Sin #2: The Commitment Gap
Sales commits one number to leadership, and leadership commits a different (higher) number to the board.
The fix: Align on single forecast definitions. If using multiple categories (pipeline, best case, commit), establish clear relationships between them based on historical data.
Sin #3: Recency Bias
Last week’s big win creates overconfidence. Last week’s loss creates pessimism.
The fix: Use quantitative methods that consider 12+ months of data, not just recent gut feelings.
Sin #4: False Precision
Reporting forecasts as $1,847,392 when your actual accuracy is ±15%.
The fix: Present forecasts as ranges with confidence intervals, such as “$1.8M – $2.1M at 80% confidence.”
Sin #5: The New Rep Blind Spot
Treating brand new reps the same as tenured ones in forecasting models.
The fix: Segment forecasts by rep tenure. Apply different probability weights for reps in their first 90 days versus fully ramped reps.
Sin #6: Revenue Without Mix
Hitting the right total revenue but missing product mix, creating operational chaos.
The fix: Forecast and track accuracy at the product line level when mix matters for delivery or operations.
Your Quarterly Forecast Health Check
Use this quick checklist every quarter:
Data Foundation:
- Stage probabilities match actual 12-month conversion rates
- Required fields (close date, amount, stage) are 95%+ complete
- Stale opportunities (30+ days past typical cycle) are flagged automatically
- Historical win/loss data retained for 24+ months
Process Discipline:
- Forecast definitions are documented and understood
- Forecast vs. actual is reviewed in every 1:1
- Accuracy metrics are visible in dashboards
- Incentives reward accuracy, not optimism
Accuracy Measurement:
- Accuracy tracked over 6+ quarters to identify trends
- Root cause analysis for >10% forecast misses
- Accuracy measured by rep, segment, and product
- Forecast accuracy targets exist (±10% for mature orgs)

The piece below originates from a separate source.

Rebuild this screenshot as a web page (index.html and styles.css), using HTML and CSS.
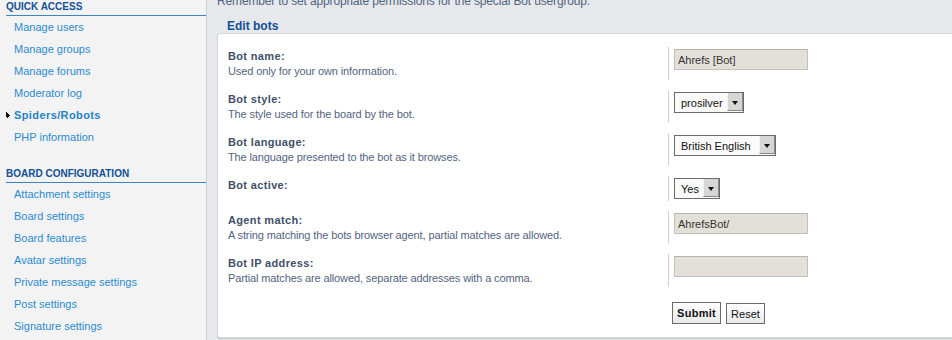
FILE: index.html
```html
<!DOCTYPE html>
<html lang="en">
<head>
    <meta charset="UTF-8">
    <title>Edit bots</title>
    <link rel="stylesheet" href="styles.css">
</head>
<body>
    <div class="layout">
        <!-- Left menu -->
        <div class="menu">
            <div class="menu-header">Quick access</div>
            <ul class="menu-list">
                <li><a href="#">Manage users</a></li>
                <li><a href="#">Manage groups</a></li>
                <li><a href="#">Manage forums</a></li>
                <li><a href="#">Moderator log</a></li>
                <li class="active">
                    <svg class="bullet" width="5" height="6" viewBox="0 0 5 6"><path d="M0 0h1v1h1v1h1v1h1v1h-1v1h-1v1h-1v-1h-1z" fill="#111"/></svg>
                    <a href="#">Spiders/Robots</a>
                </li>
                <li><a href="#">PHP information</a></li>
            </ul>

            <div class="menu-header">Board configuration</div>
            <ul class="menu-list">
                <li><a href="#">Attachment settings</a></li>
                <li><a href="#">Board settings</a></li>
                <li><a href="#">Board features</a></li>
                <li><a href="#">Avatar settings</a></li>
                <li><a href="#">Private message settings</a></li>
                <li><a href="#">Post settings</a></li>
                <li><a href="#">Signature settings</a></li>
            </ul>
        </div>

        <!-- Main content -->
        <div class="main">
            <p class="notice">Remember to set appropriate permissions for the special Bot usergroup.</p>

            <div class="legend">Edit bots</div>
            <div class="panel">
                <dl class="row">
                    <dt><label>Bot name:</label><span class="explain">Used only for your own information.</span></dt>
                    <dd><input class="text" type="text" value="Ahrefs [Bot]"></dd>
                </dl>
                <dl class="row">
                    <dt><label>Bot style:</label><span class="explain">The style used for the board by the bot.</span></dt>
                    <dd><span class="select w-style"><select><option>prosilver</option></select></span></dd>
                </dl>
                <dl class="row">
                    <dt><label>Bot language:</label><span class="explain">The language presented to the bot as it browses.</span></dt>
                    <dd><span class="select w-lang"><select><option>British English</option></select></span></dd>
                </dl>
                <dl class="row">
                    <dt><label>Bot active:</label></dt>
                    <dd><span class="select w-yes"><select><option>Yes</option></select></span></dd>
                </dl>
                <dl class="row">
                    <dt><label>Agent match:</label><span class="explain">A string matching the bots browser agent, partial matches are allowed.</span></dt>
                    <dd><input class="text" type="text" value="AhrefsBot/"></dd>
                </dl>
                <dl class="row">
                    <dt><label>Bot IP address:</label><span class="explain">Partial matches are allowed, separate addresses with a comma.</span></dt>
                    <dd><input class="text" type="text" value=""></dd>
                </dl>

                <div class="submit-buttons">
                    <button class="button submit">Submit</button>
                    <button class="button">Reset</button>
                </div>
            </div>
        </div>
    </div>
</body>
</html>
```

FILE: styles.css
```css
body {
    margin: 0;
    background: #e6e8eb;
    font-family: "Liberation Sans", Arial, sans-serif;
    font-size: 11px;
    color: #536482;
    overflow: hidden;
}
.layout {
    display: flex;
    min-height: 100vh;
}
.menu {
    width: 200px;
    flex-shrink: 0;
    padding-left: 6px;
    background: #f3f3f3;
    border-right: 1px solid #cdd1d6;
}
.menu-header {
    margin-top: 19px;
    padding: 1px 0 2px;
    line-height: 12px;
    font-size: 10px;
    font-weight: bold;
    text-transform: uppercase;
    color: #115098;
    border-bottom: 1px solid #3d83c6;
}
.menu-header:first-child {
    margin-top: 0;
}
.menu-list {
    list-style: none;
    margin: 0;
    padding: 0;
}
.menu-list li {
    position: relative;
    line-height: 22px;
    padding-left: 8px;
}
.menu-list a {
    color: #2a8bd0;
    text-decoration: none;
}
.menu-list .active a {
    font-weight: bold;
    letter-spacing: 0.4px;
    color: #1f82c6;
}
.bullet {
    position: absolute;
    left: 0;
    top: 8px;
}
.main {
    flex: 1;
    overflow: hidden;
    padding-left: 10px;
}
.notice {
    margin: -6px 0 0;
    line-height: 14px;
    font-size: 12px;
    letter-spacing: -0.15px;
}
.legend {
    margin-top: 12px;
    padding-left: 10px;
    line-height: 13px;
    font-size: 12px;
    font-weight: bold;
    color: #115098;
}
.panel {
    margin-right: -6px;
    padding: 8px 10px 13px;
    background: #fff;
    border: 1px solid #d6d8db;
    border-radius: 3px;
    box-shadow: 0 1px 1px #c8c8c8;
}
.row {
    display: flex;
    margin: 0;
    padding: 5px 0;
}
.row dt {
    width: 440px;
    flex-shrink: 0;
    padding: 2px 0 1px;
    line-height: 15px;
    color: #425067;
}
.row label {
    display: block;
    font-weight: bold;
    letter-spacing: 0.35px;
}
.explain {
    display: block;
    color: #536482;
    letter-spacing: -0.12px;
}
.row dd {
    margin: 0;
    padding: 2px 0 2px 5px;
    border-left: 1px solid #d2d2d2;
}
.text {
    display: block;
    box-sizing: border-box;
    width: 134px;
    height: 21px;
    margin: 0;
    padding: 0 3px;
    font-family: inherit;
    font-size: 11px;
    color: #333;
    background: #e3dfd9;
    border: 1px solid #c4c0b9;
    border-top-color: #b8b4ad;
}
.select {
    position: relative;
    display: block;
    box-sizing: border-box;
    height: 21px;
    border: 1px solid #6b6b6b;
    background: #fafafa;
}
.select select {
    appearance: none;
    -webkit-appearance: none;
    width: 100%;
    height: 19px;
    margin: 0;
    padding: 0 0 0 6px;
    border: 0;
    background: transparent;
    font-family: inherit;
    font-size: 11px;
    color: #111;
}
.select::after {
    content: "";
    position: absolute;
    top: 0;
    right: 0;
    width: 16px;
    height: 18px;
    background: #d6d6d6;
    border-left: 1px solid #f2f2f2;
    border-right: 1px solid #8a8a8a;
    border-bottom: 1px solid #8a8a8a;
    box-sizing: border-box;
}
.select::before {
    content: "";
    position: absolute;
    z-index: 1;
    top: 8px;
    right: 5px;
    border-left: 3px solid transparent;
    border-right: 3px solid transparent;
    border-top: 4px solid #111;
}
.w-style { width: 70px; }
.w-lang { width: 102px; }
.w-yes { width: 46px; }
.submit-buttons {
    display: flex;
    align-items: flex-end;
    gap: 5px;
    margin-top: 10px;
    padding-left: 444px;
}
.button {
    box-sizing: border-box;
    height: 21px;
    padding: 0 4px;
    font-family: inherit;
    font-size: 11px;
    color: #111;
    background: linear-gradient(#ffffff, #e8e8e8);
    border: 1px solid #6b6b6b;
    border-radius: 0;
}
.button.submit {
    height: 22px;
    font-weight: bold;
    letter-spacing: 0.3px;
}
```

What Should Be in Your CRM for Accurate Forecasting
Every opportunity needs these minimum fields:
Required:
- Opportunity name, account, close date, amount
- Current stage
- Probability % (auto-populated, rep can override)

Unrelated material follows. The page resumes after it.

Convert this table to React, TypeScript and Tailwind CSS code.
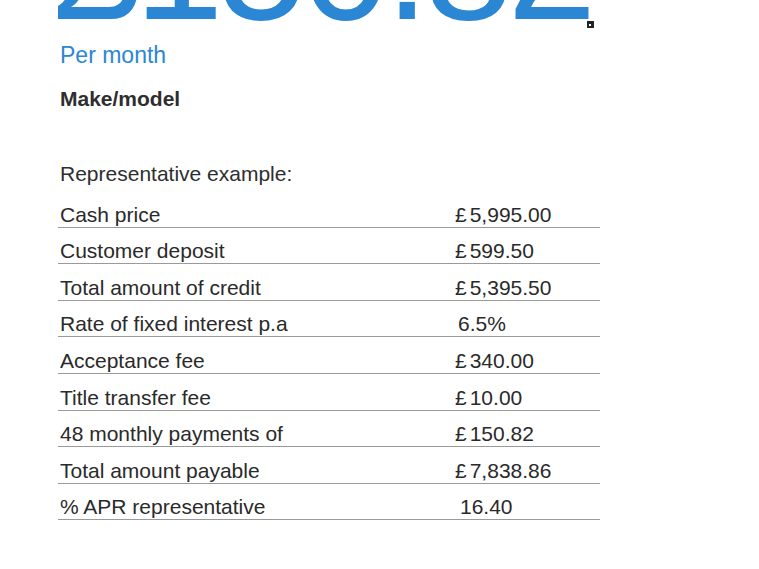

- Forecast category (Pipeline / Best Case / Commit)
Recommended:
- Source (Inbound / Outbound / Partner)
- Deal type (New logo / Expansion / Renewal)
- Product category
- Close date change history
- Stage progression timestamps
Advanced (for complex sales):
- Economic buyer identified (Y/N)
- Champion identified (Y/N)
- Budget confirmed (Y/N)
- Decision criteria defined (Y/N)
Choosing Forecasting Software in 2026
Most CRMs include basic forecasting, but capability differences matter:
- Salesforce: Most powerful but complex. Requires a dedicated admin. Einstein AI costs extra.
- HubSpot: Easiest to use, but limited customization. Great for SMBs who prioritize simplicity.
- Microsoft Dynamics: Strong for enterprises already in the Microsoft ecosystem. Deep Excel integration.
- Pipeliner CRM: Visual pipeline management with intuitive forecasting. Powerful without enterprise complexity.
- Pipedrive: Simple probability-based forecasting. Good for transactional sales, limited for complex B2B.
- Add-on tools like Clari and Aviso provide advanced forecasting for enterprises willing to invest in specialized platforms.

Must-Have Features:
- Custom probability weighting by stage
- Multiple forecast categories
- Historical forecast vs. actual reporting
- Rep-level accuracy tracking
- Mobile forecast submission
Nice-to-Have:
- Automated weekly forecast snapshots
- Multi-dimensional forecasting (product, region, segment)
- AI-powered probability scoring
- Deal risk alerts
- Scenario modeling
Building a Culture That Actually Forecasts Accurately
Technology can’t fix a broken culture. Here’s what separates accurate forecasters from chronic over-optimists:
- Make accuracy visible. Create leaderboards showing forecast accuracy, not just quota attainment. Celebrate the rep who forecasted within 2% of the target, even if the rep who hit 120% gets the credit.
- Separate forecast reviews from performance management. If reps fear punishment for honest assessments, they’ll game the system every time.
- Define “commit” clearly. Document exactly what belongs in each forecast category. Ambiguity creates inconsistency.
- Recalibrate quarterly. Markets change. Sales cycles evolve. Last year’s probability weights may need adjustment.
- Connect forecasting to outcomes. Show how forecast accuracy enables better hiring decisions, marketing budget allocation, and capacity planning. When it feels like bureaucratic overhead, discipline evaporates.

The Simple Truth About Forecasting
Perfect forecasts don’t exist. The goal isn’t certainty—it’s systematic improvement. Organizations that treat forecasting as a core competency invest in data quality, calibrate methods against performance, measure relentlessly, and reward honest assessment over optimistic projections. Start small: Pick one improvement from this article. Track accuracy for one quarter. The compound returns of even modest improvements are substantial.
Your competitors are already doing this. The question is whether you’ll catch up before the gap becomes permanent.